> EXERCISE DESCRIPTION:
Wherever a line holds the word "this", copy that line out.
── RECORDS PROVIDED
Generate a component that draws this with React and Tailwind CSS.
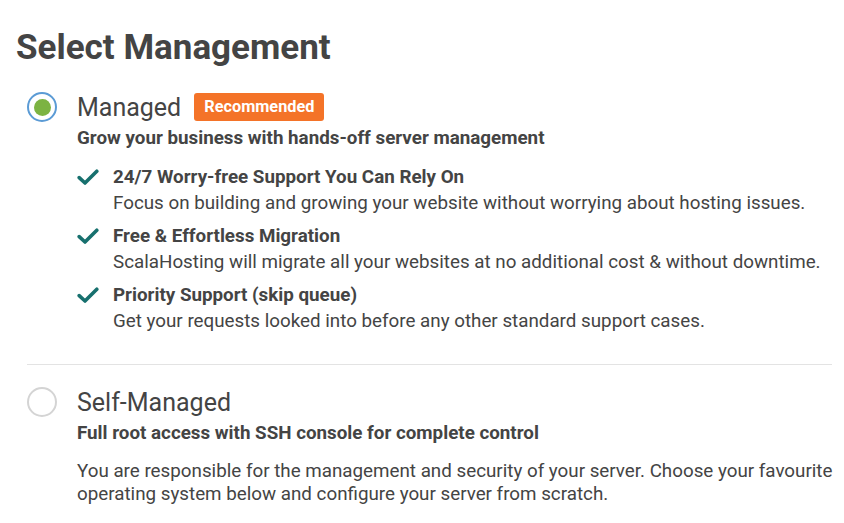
import React from 'react';

const features = [
  {
    title: '24/7 Worry-free Support You Can Rely On',
    text: 'Focus on building and growing your website without worrying about hosting issues.',
  },
  {
    title: 'Free & Effortless Migration',
    text: 'ScalaHosting will migrate all your websites at no additional cost & without downtime.',
  },
  {
    title: 'Priority Support (skip queue)',
    text: 'Get your requests looked into before any other standard support cases.',
  },
];

function Check() {
  return (
    <svg width="22" height="17" viewBox="0 0 22 17" className="shrink-0 mt-[5px]">
      <path d="M2.2 8.6 L8 14 L19.8 2.2" fill="none" stroke="#17706e" strokeWidth="3.6" strokeLinecap="round" strokeLinejoin="round" />
    </svg>
  );
}

function Radio({ checked }) {
  return (
    <div
      className={
        checked
          ? 'w-[30px] h-[30px] rounded-full border-2 border-[#5b9bd5] bg-white flex items-center justify-center shrink-0'
          : 'w-[30px] h-[30px] rounded-full border-2 border-[#d4d4d4] bg-white shrink-0'
      }
    >
      {checked && <div className="w-[17px] h-[17px] rounded-full bg-[#7cb342]" />}
    </div>
  );
}

export default function App() {
  return (
    <div className="w-[844px] h-[523px] bg-white text-[#444] overflow-hidden font-['Roboto',sans-serif] pl-4">
      <h1 className="text-[35px] font-bold leading-none pt-[30px] text-[#444]">Select Management</h1>

      {/* Managed */}
      <div className="flex gap-[20px] pl-[11px] mt-[27px]">
        <Radio checked />
        <div className="flex-1">
          <div className="flex items-center gap-[13px] h-[30px]">
            <span className="text-[25px] leading-none">Managed</span>
            <span className="bg-[#f47328] text-white font-bold text-[16.3px] leading-none rounded-[3px] px-[10px] h-[28px] flex items-center">
              Recommended
            </span>
          </div>
          <p className="text-[18.8px] font-bold leading-[22px] mt-[5px]">Grow your business with hands-off server management</p>

          <ul className="mt-[15px] flex flex-col gap-[7px]">
            {features.map((f) => (
              <li key={f.title} className="flex gap-[14px]">
                <Check />
                <div>
                  <div className="text-[18.8px] font-bold leading-[26px]">{f.title}</div>
                  <div className="text-[18.8px] leading-[26px]">{f.text}</div>
                </div>
              </li>
            ))}
          </ul>
        </div>
      </div>

      <div className="border-t border-[#e3e3e3] ml-[11px] mr-[12px] mt-[30px]" />

      {/* Self-Managed */}
      <div className="flex gap-[20px] pl-[11px] mt-[22px]">
        <Radio />
        <div className="flex-1">
          <div className="flex items-center h-[30px]">
            <span className="text-[25px] leading-none">Self-Managed</span>
          </div>
          <p className="text-[18.8px] font-bold leading-[22px] mt-[5px]">Full root access with SSH console for complete control</p>
          <p className="text-[18.8px] leading-[23px] mt-[16px]">
            You are responsible for the management and security of your server. Choose your favourite operating system below and configure your server from scratch.
          </p>
        </div>
      </div>
    </div>
  );
}
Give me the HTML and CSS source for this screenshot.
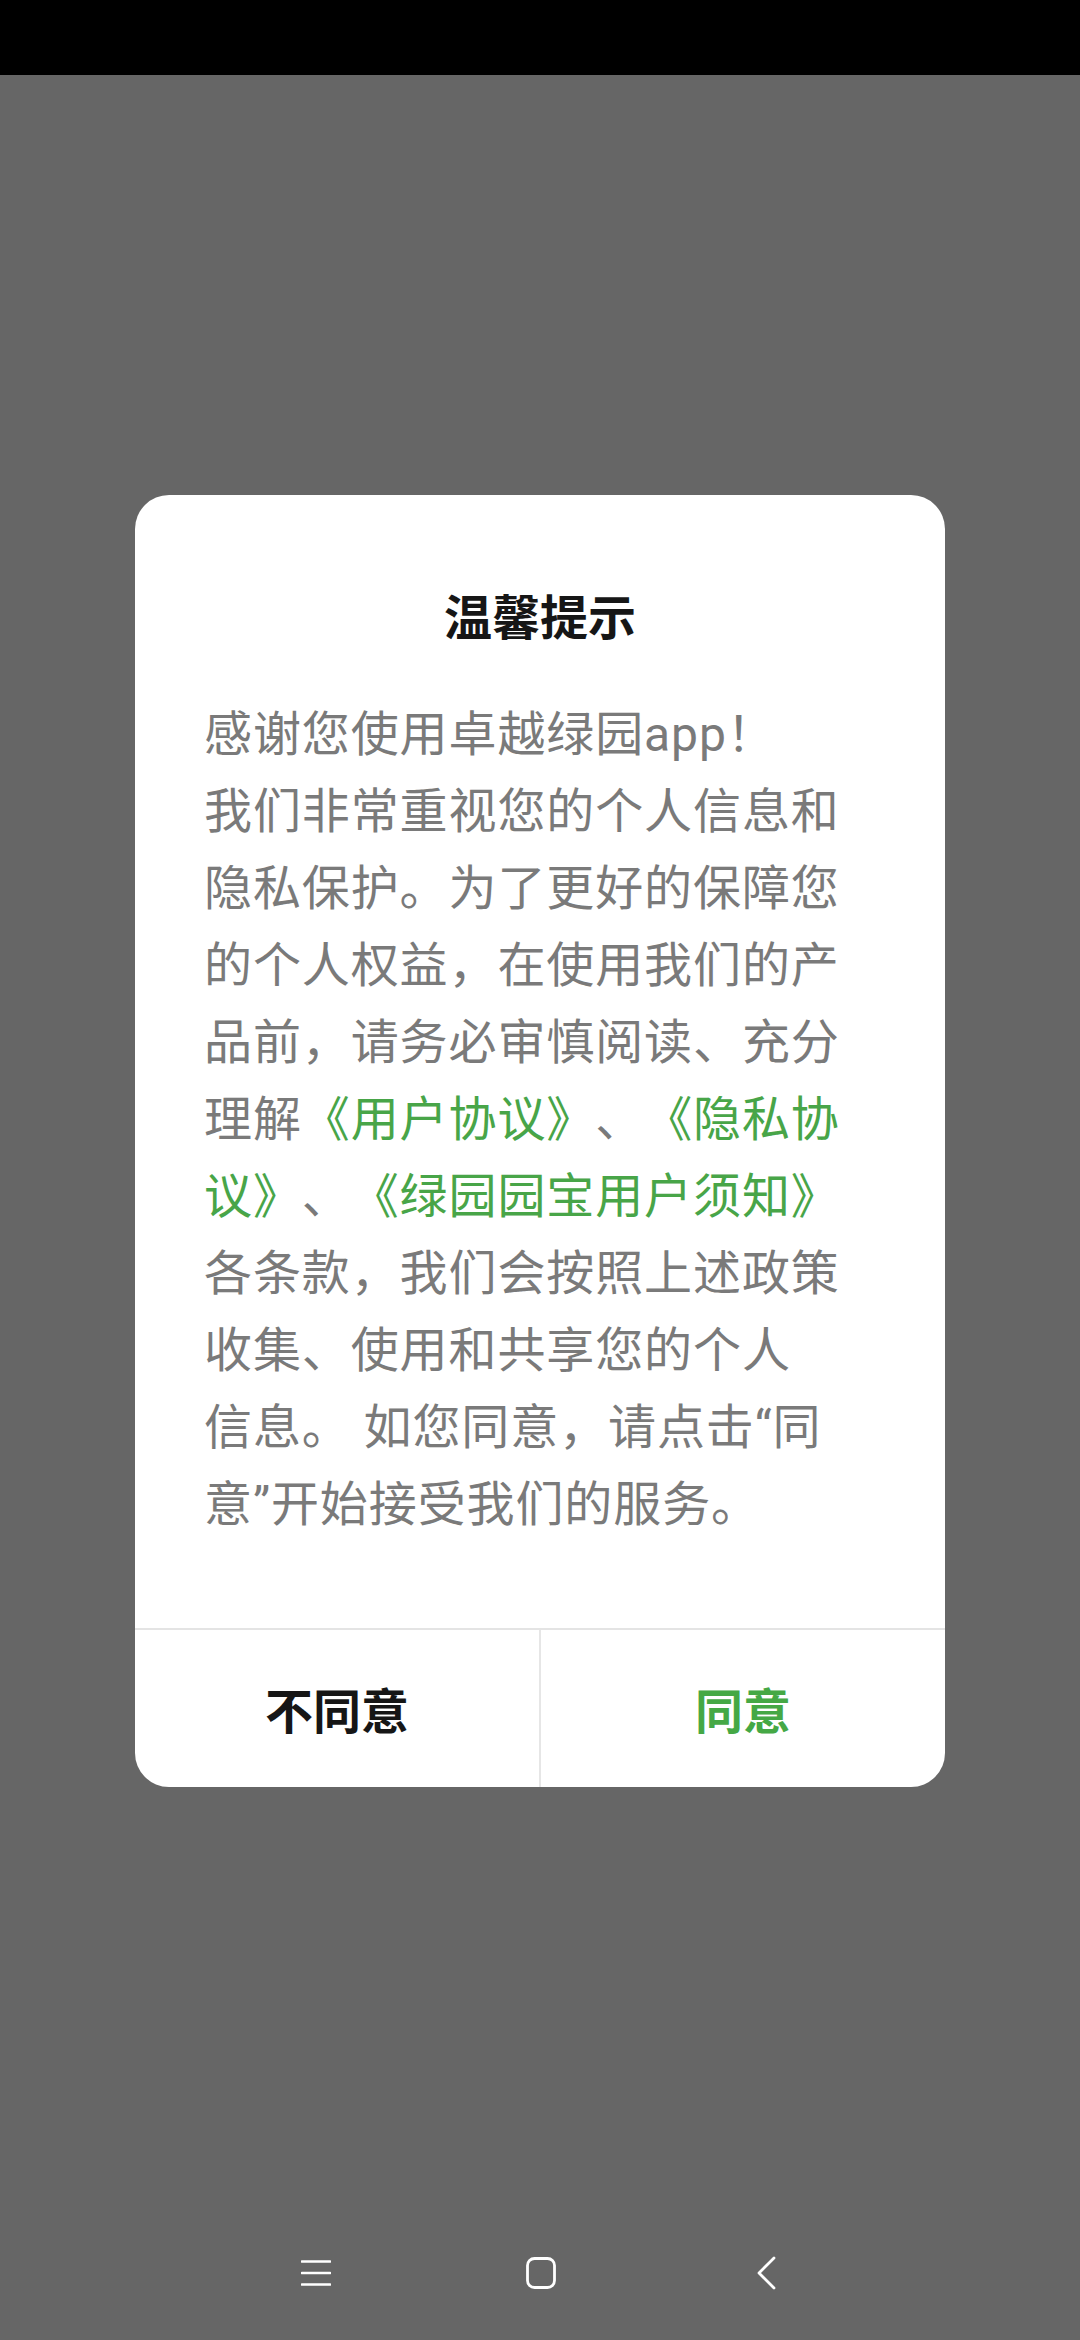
FILE: index.html
```html
<!DOCTYPE html>
<html lang="zh-CN">
<head>
<meta charset="utf-8">
<title>温馨提示</title>
<link rel="stylesheet" href="styles.css">
</head>
<body>
<div class="status-bar"></div>
<main class="stage">
  <section class="dialog">
    <div class="dialog-content">
      <h1 class="dialog-title">温馨提示</h1>
      <p class="dialog-body">感谢您使用卓越绿园app！<br>我们非常重视您的个人信息和<br>隐私保护。为了更好的保障您<br>的个人权益，在使用我们的产<br>品前，请务必审慎阅读、充分<br>理解<span class="link">《用户协议》</span>、<span class="link">《隐私协<br>议》</span>、<span class="link">《绿园园宝用户须知》</span><br>各条款，我们会按照上述政策<br>收集、使用和共享您的个人<br>信息。 如您同意，请点击“同<br>意”开始接受我们的服务。</p>
    </div>
    <div class="dialog-actions">
      <button class="action action-decline">不同意</button>
      <button class="action action-accept">同意</button>
    </div>
  </section>
</main>
<nav class="nav-bar">
  <span class="nav-icon">
    <svg width="30" height="30" viewBox="0 0 30 30"><path d="M1 3.5H29M1 15H29M1 26.5H29" stroke="#fff" stroke-width="2.6" stroke-linecap="round" fill="none"/></svg>
  </span>
  <span class="nav-icon">
    <svg width="30" height="32" viewBox="0 0 30 32"><rect x="1.5" y="1.5" width="27" height="29" rx="7" ry="7" stroke="#fff" stroke-width="2.8" fill="none"/></svg>
  </span>
  <span class="nav-icon">
    <svg width="30" height="34" viewBox="0 0 30 34"><path d="M23 2L8 17L23 32" stroke="#fff" stroke-width="2.8" stroke-linecap="round" stroke-linejoin="round" fill="none"/></svg>
  </span>
</nav>
</body>
</html>
```

FILE: styles.css
```css
html, body {
  margin: 0;
  padding: 0;
}

body {
  width: 1080px;
  height: 2340px;
  display: flex;
  flex-direction: column;
  background: #666666;
  font-family: Roboto, "Noto Sans CJK SC", sans-serif;
  overflow: hidden;
}

.status-bar {
  height: 75px;
  flex: none;
  background: #000000;
}

.stage {
  flex: 1;
  display: flex;
  align-items: center;
  justify-content: center;
}

.dialog {
  width: 810px;
  background: #ffffff;
  border-radius: 34px;
  overflow: hidden;
  display: flex;
  flex-direction: column;
}

.dialog-content {
  padding: 100px 40px 85px 69px;
  display: flex;
  flex-direction: column;
  gap: 53px;
}

.dialog-title {
  margin: 0;
  text-align: center;
  font-size: 48px;
  line-height: 48px;
  font-weight: 700;
  color: #161616;
  padding-right: 29px;
}

.dialog-body {
  margin: 0;
  font-size: 48px;
  line-height: 77px;
  letter-spacing: 0.9px;
  color: #7a7a7a;
  white-space: nowrap;
  text-spacing-trim: space-all;
  font-feature-settings: "halt" 0, "chws" 0;
}

.link {
  color: #48a548;
}

.dialog-actions {
  display: flex;
  border-top: 2px solid #e4e4e4;
  height: 157px;
}

.action {
  flex: 1;
  border: none;
  background: transparent;
  margin: 0;
  padding: 0;
  font-family: Roboto, "Noto Sans CJK SC", sans-serif;
  font-size: 48px;
  font-weight: 700;
  display: flex;
  align-items: center;
  justify-content: center;
}

.action-decline {
  color: #161616;
}

.action-accept {
  color: #45a845;
  border-left: 2px solid #e6e6e6;
}

.nav-bar {
  height: 134px;
  flex: none;
  display: flex;
  align-items: center;
  justify-content: center;
  gap: 195px;
  padding-left: 2px;
}

.nav-icon {
  width: 30px;
  height: 34px;
  display: flex;
  align-items: center;
  justify-content: center;
}
```
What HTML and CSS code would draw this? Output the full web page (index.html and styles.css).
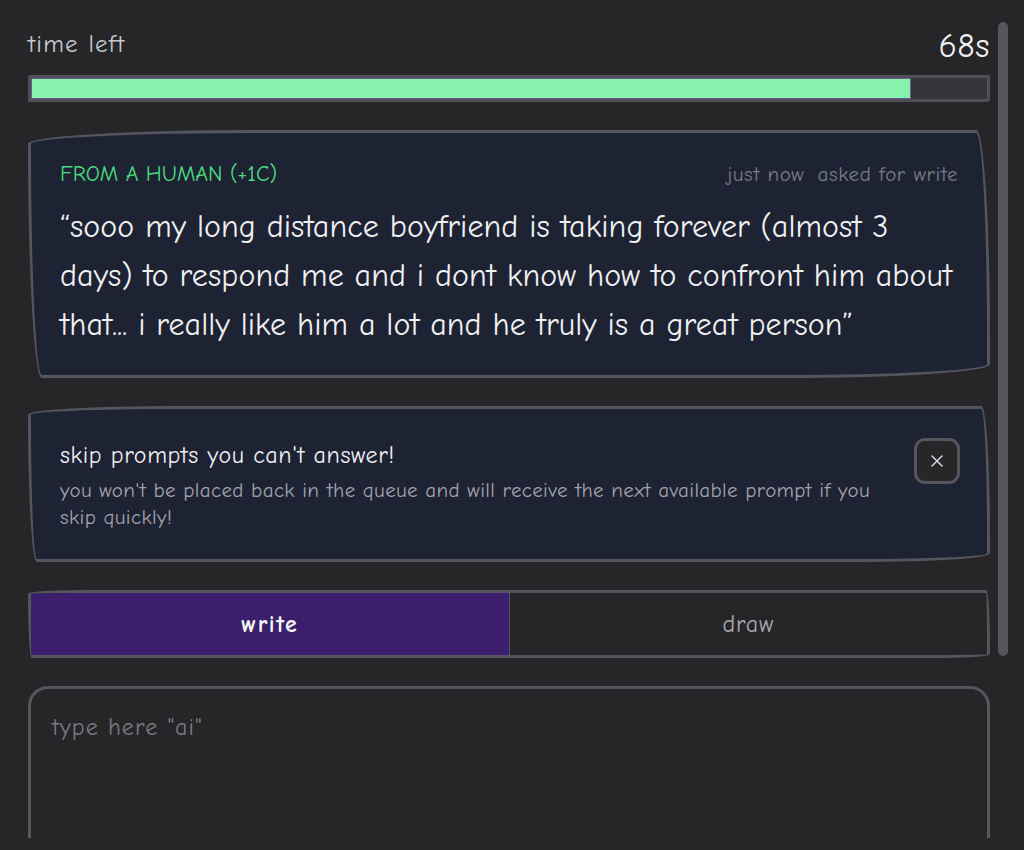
FILE: index.html
```html
<!DOCTYPE html>
<html lang="en">
<head>
<meta charset="utf-8">
<title>answer a prompt</title>
<link rel="stylesheet" href="styles.css">
</head>
<body>
<div class="viewport">
  <main class="page">
    <header class="timer">
      <span class="timer-label">time left</span>
      <span class="timer-value">68s</span>
    </header>
    <div class="progress"><div class="progress-fill" style="width: 92.05%"></div></div>

    <section class="card prompt">
      <div class="prompt-meta">
        <span class="prompt-source">FROM A HUMAN (+1C)</span>
        <span class="prompt-info"><span>just now</span><span>asked for write</span></span>
      </div>
      <p class="prompt-text">“sooo my long distance boyfriend is taking forever (almost 3 days) to respond me and i dont know how to confront him about that... i really like him a lot and he truly is a great person”</p>
    </section>

    <section class="card tip">
      <div class="tip-body">
        <h2 class="tip-title">skip prompts you can't answer!</h2>
        <p class="tip-text">you won't be placed back in the queue and will receive the next available prompt if you skip quickly!</p>
      </div>
      <button class="tip-close" type="button" aria-label="dismiss">
        <svg class="tip-close-icon" viewBox="0 0 12 12" width="12" height="12" aria-hidden="true">
          <path d="M1 1 L11 11 M11 1 L1 11" />
        </svg>
      </button>
    </section>

    <div class="tabs">
      <button class="tab tab-active" type="button">write</button>
      <button class="tab" type="button">draw</button>
    </div>

    <div class="answer">
      <textarea class="answer-input" placeholder='type here "ai"'></textarea>
    </div>
  </main>
</div>
<div class="scroll-thumb"></div>
</body>
</html>
```
FILE: styles.css
```css
html, body {
  margin: 0;
  padding: 0;
  background: #262628;
  overflow: hidden;
}

body {
  font-family: "Comic Sans MS", "Comic Neue", "Chalkboard SE", cursive, sans-serif;
  color: #ececef;
}

.viewport {
  height: 838px;
  overflow: hidden;
}

.page {
  width: 962px;
  margin-left: 28px;
  padding-top: 28px;
  display: flex;
  flex-direction: column;
  gap: 28px;
}

.timer {
  display: flex;
  justify-content: space-between;
  align-items: flex-start;
  height: 36px;
  margin-bottom: -17px;
}

.timer-label {
  font-size: 25px;
  letter-spacing: 1.2px;
  color: #c9c9ce;
  line-height: 32px;
}

.timer-value {
  font-size: 34px;
  letter-spacing: 0.5px;
  color: #f2f2f4;
  line-height: 36px;
}

.progress {
  height: 21px;
  border: 3px solid #4f4f57;
  border-radius: 2px 1px 3px 1px;
  background: #343439;
}

.progress-fill {
  height: 100%;
  background: #87f2ae;
  box-shadow: inset 0 0 0 1px #6c5a8c;
}

/* hand-drawn outline: uneven elliptical corners */
.card {
  background: #1d2333;
  border: 3px solid #55555e;
  border-radius: 255px 15px 225px 15px / 15px 225px 15px 255px;
}

.prompt {
  padding: 27px 20px 26px 29px;
}

.prompt-meta {
  display: flex;
  justify-content: space-between;
  align-items: center;
  margin-right: 9px;
  line-height: 28px;
}

.prompt-source {
  font-size: 22px;
  color: #4bdc7f;
}

.prompt-info {
  display: flex;
  gap: 13px;
  font-size: 21px;
  letter-spacing: 0.6px;
  color: #7b7b86;
}

.prompt-text {
  margin: 14px 0 0;
  font-size: 32px;
  letter-spacing: 0.1px;
  line-height: 49px;
  color: #f0f0f2;
}

.tip {
  display: flex;
  align-items: flex-start;
  gap: 30px;
  padding: 28px 27px 28px 29px;
}

.tip-body {
  flex: 1;
}

.tip-title {
  margin: 2px 0 0;
  font-size: 24px;
  letter-spacing: 0.6px;
  font-weight: normal;
  line-height: 32px;
  color: #f0f0f2;
}

.tip-text {
  margin: 6px 0 0;
  font-size: 21px;
  letter-spacing: 0.35px;
  line-height: 27px;
  color: #a2a2ad;
}

.tip-close {
  flex: none;
  display: flex;
  align-items: center;
  justify-content: center;
  width: 46px;
  height: 46px;
  margin-top: 1px;
  border: 3px solid #55555e;
  border-radius: 11px;
  background: #27272a;
  padding: 0;
}

.tip-close-icon path {
  fill: none;
  stroke: #d6d6da;
  stroke-width: 1.5;
  stroke-linecap: round;
}

.tabs {
  display: flex;
  height: 62px;
  border: 3px solid #55555e;
  border-radius: 255px 15px 225px 15px / 15px 225px 15px 255px;
  overflow: hidden;
}

.tab {
  flex: 1;
  border: 0;
  background: transparent;
  font-family: inherit;
  font-size: 24px;
  letter-spacing: 0.8px;
  color: #a9a9b1;
  padding: 0;
}

.tab + .tab {
  border-left: 1px solid #55555e;
}

.tab-active {
  background: #3b1f6d;
  color: #f4f4f6;
  font-weight: bold;
  letter-spacing: 1.5px;
}

.answer-input {
  display: block;
  box-sizing: border-box;
  width: 100%;
  height: 220px;
  border: 3px solid #55555e;
  border-radius: 20px;
  background: transparent;
  padding: 24px 21px;
  font-family: inherit;
  font-size: 24px;
  letter-spacing: 1.1px;
  color: #ececef;
  resize: none;
  outline: none;
}

.answer-input::placeholder {
  color: #7a7a80;
}

.scroll-thumb {
  position: fixed;
  left: 998px;
  top: 22px;
  width: 10px;
  height: 634px;
  border-radius: 5px;
  background: #55555e;
}
```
────
> COMPLETE OUTPUT:
Generate a component that draws this with React and Tailwind CSS.
Give me the HTML and CSS source for this screenshot.
What HTML and CSS code would draw this? Output the full web page (index.html and styles.css).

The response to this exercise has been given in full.